473,396 Members | 1,840 Online
Bytes | Software Development & Data Engineering Community
Post Job

Home Posts Topics Members FAQ

Join Bytes to post your question to a community of 473,396 software developers and data experts.

What sort of loop?

I have a file (70,000 records) in which family members are identified by shared Household Numbers. One person (Head) in each household has an occupation. Let's say Farmer is assigned 1 and Fisherman is assigned 2.

Making an assumption that all members of each household are economically dependent on the Head I want to assign a common value to all. So, if the household number is 375 and the Head's value is 2 then I want all of the other members of the household to be given the value 2. Move on to household number 376 and value 1 etc.
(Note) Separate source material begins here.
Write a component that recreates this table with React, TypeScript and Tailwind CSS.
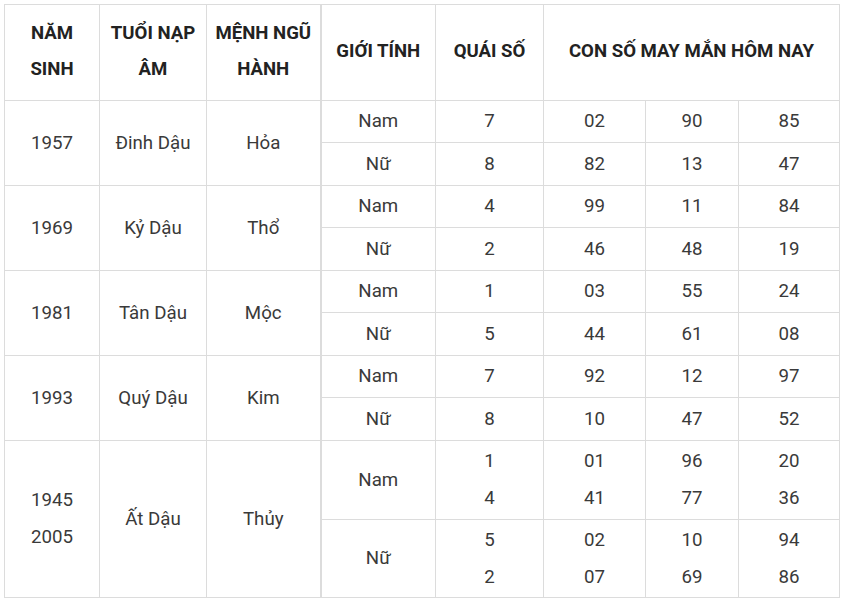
import { Fragment } from 'react';

const rows: {
  year: string[];
  tuoi: string;
  menh: string;
  nam: { q: string[]; n: string[][] };
  nu: { q: string[]; n: string[][] };
  h: [string, string];
}[] = [
  { year: ['1957'], tuoi: 'Đinh Dậu', menh: 'Hỏa', nam: { q: ['7'], n: [['02'], ['90'], ['85']] }, nu: { q: ['8'], n: [['82'], ['13'], ['47']] }, h: ['h-[42px]', 'h-[43px]'] },
  { year: ['1969'], tuoi: 'Kỷ Dậu', menh: 'Thổ', nam: { q: ['4'], n: [['99'], ['11'], ['84']] }, nu: { q: ['2'], n: [['46'], ['48'], ['19']] }, h: ['h-[42px]', 'h-[43px]'] },
  { year: ['1981'], tuoi: 'Tân Dậu', menh: 'Mộc', nam: { q: ['1'], n: [['03'], ['55'], ['24']] }, nu: { q: ['5'], n: [['44'], ['61'], ['08']] }, h: ['h-[42px]', 'h-[43px]'] },
  { year: ['1993'], tuoi: 'Quý Dậu', menh: 'Kim', nam: { q: ['7'], n: [['92'], ['12'], ['97']] }, nu: { q: ['8'], n: [['10'], ['47'], ['52']] }, h: ['h-[42px]', 'h-[43px]'] },
  { year: ['1945', '2005'], tuoi: 'Ất Dậu', menh: 'Thủy', nam: { q: ['1', '4'], n: [['01', '41'], ['96', '77'], ['20', '36']] }, nu: { q: ['5', '2'], n: [['02', '07'], ['10', '69'], ['94', '86']] }, h: ['h-[79px]', 'h-[78px]'] },
];

const td = 'border border-[#dcdcdc] text-center align-middle p-0';

function Lines({ items }: { items: string[] }) {
  return (
    <>
      {items.map((t, i) => (
        <div key={i} className="leading-[37px]">{t}</div>
      ))}
    </>
  );
}

export default function App() {
  return (
    <div className="min-h-screen bg-white pt-[4px] pl-[4px]" style={{ fontFamily: 'Roboto, "Noto Sans", sans-serif' }}>
      <table className="table-fixed border-collapse w-[835px] text-[18.7px] text-[#3a3a3a]">
        <colgroup>
          <col className="w-[95px]" />
          <col className="w-[107px]" />
          <col className="w-[114px]" />
          <col className="w-[115px]" />
          <col className="w-[108px]" />
          <col className="w-[102px]" />
          <col className="w-[93px]" />
          <col className="w-[101px]" />
        </colgroup>
        <thead>
          <tr className="h-[96px] font-bold text-[#222] text-[18.6px] leading-[36px]">
            <th className={`${td} pb-[3px]`}>NĂM<br />SINH</th>
            <th className={`${td} pb-[3px]`}>TUỔI NẠP<br />ÂM</th>
            <th className={`${td} pb-[3px]`}>MỆNH NGŨ<br />HÀNH</th>
            <th className={`${td} border-l-2 pb-[3px]`}>GIỚI TÍNH</th>
            <th className={`${td} pb-[3px]`}>QUÁI SỐ</th>
            <th className={`${td} pb-[3px]`} colSpan={3}>CON SỐ MAY MẮN HÔM NAY</th>
          </tr>
        </thead>
        <tbody>
          {rows.map((r) => (
            <Fragment key={r.tuoi}>
              <tr className={r.h[0]}>
                <td className={td} rowSpan={2}><Lines items={r.year} /></td>
                <td className={td} rowSpan={2}>{r.tuoi}</td>
                <td className={td} rowSpan={2}>{r.menh}</td>
                <td className={`${td} border-l-2`}>Nam</td>
                <td className={td}><Lines items={r.nam.q} /></td>
                {r.nam.n.map((c, i) => (
                  <td key={i} className={td}><Lines items={c} /></td>
                ))}
              </tr>
              <tr className={r.h[1]}>
                <td className={`${td} border-l-2`}>Nữ</td>
                <td className={td}><Lines items={r.nu.q} /></td>
                {r.nu.n.map((c, i) => (
                  <td key={i} className={td}><Lines items={c} /></td>
                ))}
              </tr>
            </Fragment>
          ))}
        </tbody>
      </table>
    </div>
  );
}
I'm a novice at this. I'm guessing that the code would be some sort of for next loop which would take the assigned value of the Head in the set of records and do while the household number is the same, i.e. Apply the same value to all of the others in the household. Then loop around to take on the next household number?
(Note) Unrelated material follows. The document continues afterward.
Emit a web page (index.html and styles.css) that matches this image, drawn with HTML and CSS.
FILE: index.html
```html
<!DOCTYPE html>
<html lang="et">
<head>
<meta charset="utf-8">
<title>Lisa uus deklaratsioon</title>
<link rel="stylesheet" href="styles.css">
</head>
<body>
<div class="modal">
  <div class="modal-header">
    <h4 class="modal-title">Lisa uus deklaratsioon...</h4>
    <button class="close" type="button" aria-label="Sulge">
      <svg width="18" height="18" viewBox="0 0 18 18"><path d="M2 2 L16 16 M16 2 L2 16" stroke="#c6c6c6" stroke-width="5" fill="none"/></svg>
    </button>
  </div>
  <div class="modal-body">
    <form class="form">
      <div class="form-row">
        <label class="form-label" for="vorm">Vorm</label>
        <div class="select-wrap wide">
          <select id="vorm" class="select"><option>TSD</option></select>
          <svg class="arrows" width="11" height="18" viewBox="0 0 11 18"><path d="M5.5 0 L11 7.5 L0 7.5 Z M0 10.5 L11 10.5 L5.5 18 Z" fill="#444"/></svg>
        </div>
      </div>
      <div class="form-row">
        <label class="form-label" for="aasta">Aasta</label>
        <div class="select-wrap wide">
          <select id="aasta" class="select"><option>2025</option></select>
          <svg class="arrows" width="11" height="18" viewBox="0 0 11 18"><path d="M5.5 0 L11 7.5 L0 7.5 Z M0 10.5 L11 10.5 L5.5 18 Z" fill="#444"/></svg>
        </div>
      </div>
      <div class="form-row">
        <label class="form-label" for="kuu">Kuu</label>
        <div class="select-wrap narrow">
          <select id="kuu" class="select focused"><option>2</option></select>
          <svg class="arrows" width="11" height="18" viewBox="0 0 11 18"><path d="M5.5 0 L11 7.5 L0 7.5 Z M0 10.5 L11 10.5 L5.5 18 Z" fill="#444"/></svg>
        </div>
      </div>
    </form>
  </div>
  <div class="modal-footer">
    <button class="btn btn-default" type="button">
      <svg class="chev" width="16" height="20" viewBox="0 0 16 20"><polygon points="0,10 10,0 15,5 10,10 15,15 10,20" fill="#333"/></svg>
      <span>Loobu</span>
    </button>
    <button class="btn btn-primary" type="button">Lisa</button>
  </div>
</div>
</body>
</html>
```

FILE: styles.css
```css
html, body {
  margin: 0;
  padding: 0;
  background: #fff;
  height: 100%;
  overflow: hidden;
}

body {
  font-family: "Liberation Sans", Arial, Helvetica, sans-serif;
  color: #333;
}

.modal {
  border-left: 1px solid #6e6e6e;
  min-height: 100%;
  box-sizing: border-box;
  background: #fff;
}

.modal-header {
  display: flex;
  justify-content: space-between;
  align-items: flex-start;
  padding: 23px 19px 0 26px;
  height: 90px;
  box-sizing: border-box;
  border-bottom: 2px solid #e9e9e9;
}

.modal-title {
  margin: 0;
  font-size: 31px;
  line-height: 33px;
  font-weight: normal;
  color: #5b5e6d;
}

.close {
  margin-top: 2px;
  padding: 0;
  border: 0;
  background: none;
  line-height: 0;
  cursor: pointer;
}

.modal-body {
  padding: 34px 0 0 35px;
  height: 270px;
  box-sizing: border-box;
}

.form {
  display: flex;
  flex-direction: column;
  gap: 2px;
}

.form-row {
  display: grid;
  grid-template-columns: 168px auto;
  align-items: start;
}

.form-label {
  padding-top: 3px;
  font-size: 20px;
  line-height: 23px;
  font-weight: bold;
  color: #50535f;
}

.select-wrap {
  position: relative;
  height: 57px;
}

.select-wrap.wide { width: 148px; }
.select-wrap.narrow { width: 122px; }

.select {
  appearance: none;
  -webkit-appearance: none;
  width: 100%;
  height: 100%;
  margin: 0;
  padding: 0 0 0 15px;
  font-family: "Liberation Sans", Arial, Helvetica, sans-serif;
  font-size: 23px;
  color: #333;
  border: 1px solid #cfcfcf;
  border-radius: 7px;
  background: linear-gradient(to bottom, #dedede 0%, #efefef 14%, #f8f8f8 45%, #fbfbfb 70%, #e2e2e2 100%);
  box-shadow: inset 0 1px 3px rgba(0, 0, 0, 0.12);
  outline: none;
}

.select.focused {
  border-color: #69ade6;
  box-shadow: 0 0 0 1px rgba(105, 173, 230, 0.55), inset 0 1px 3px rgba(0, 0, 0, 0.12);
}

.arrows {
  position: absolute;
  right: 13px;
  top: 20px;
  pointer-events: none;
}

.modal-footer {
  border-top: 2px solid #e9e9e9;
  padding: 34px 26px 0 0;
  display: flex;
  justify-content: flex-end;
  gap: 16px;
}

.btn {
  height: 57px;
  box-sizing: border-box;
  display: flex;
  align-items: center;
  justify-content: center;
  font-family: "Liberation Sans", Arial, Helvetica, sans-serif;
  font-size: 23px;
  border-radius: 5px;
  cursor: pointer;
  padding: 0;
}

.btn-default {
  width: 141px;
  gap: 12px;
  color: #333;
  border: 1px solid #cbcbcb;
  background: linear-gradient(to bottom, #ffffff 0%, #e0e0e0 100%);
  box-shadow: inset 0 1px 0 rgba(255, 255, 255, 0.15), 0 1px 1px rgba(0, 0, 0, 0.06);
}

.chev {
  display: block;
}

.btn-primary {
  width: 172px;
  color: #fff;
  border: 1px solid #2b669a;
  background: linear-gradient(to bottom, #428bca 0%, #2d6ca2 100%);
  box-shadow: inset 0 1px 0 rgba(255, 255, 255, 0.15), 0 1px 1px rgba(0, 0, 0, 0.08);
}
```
Any guidance would be much appreciated.
Nov 29 '18 #1

✓ answered by twinnyfo

Ahhh--this does make things a bit more clear. It may be wise to try to identify (long term vision here) individual "people" in a separate table that may have several other "also known as" records in another table (tblAKA, for example).

Concerning the SQL posted by NeoPa, if you can get the SELECT to work, you should also be able to get the UPDATE to work. What NeoPa provided is the framework from which to start, to make sure you can gather the data you want. Then you either convert that query into an UPDATE query, or use the results of the SELECT query to create a separate UPDATE query (kind of redundant, but there might be uses for both methods).

Hope that hepps!

Your comments hepped me understand your quandary.

20 1224
NeoPa
32,556 Expert Mod 16PB
Your question makes sense, but it would help to know what information you currently have. I would assume you have the raw data of individuals in a table. For this to make sense you'd also need a field that specifies which Household Number they have.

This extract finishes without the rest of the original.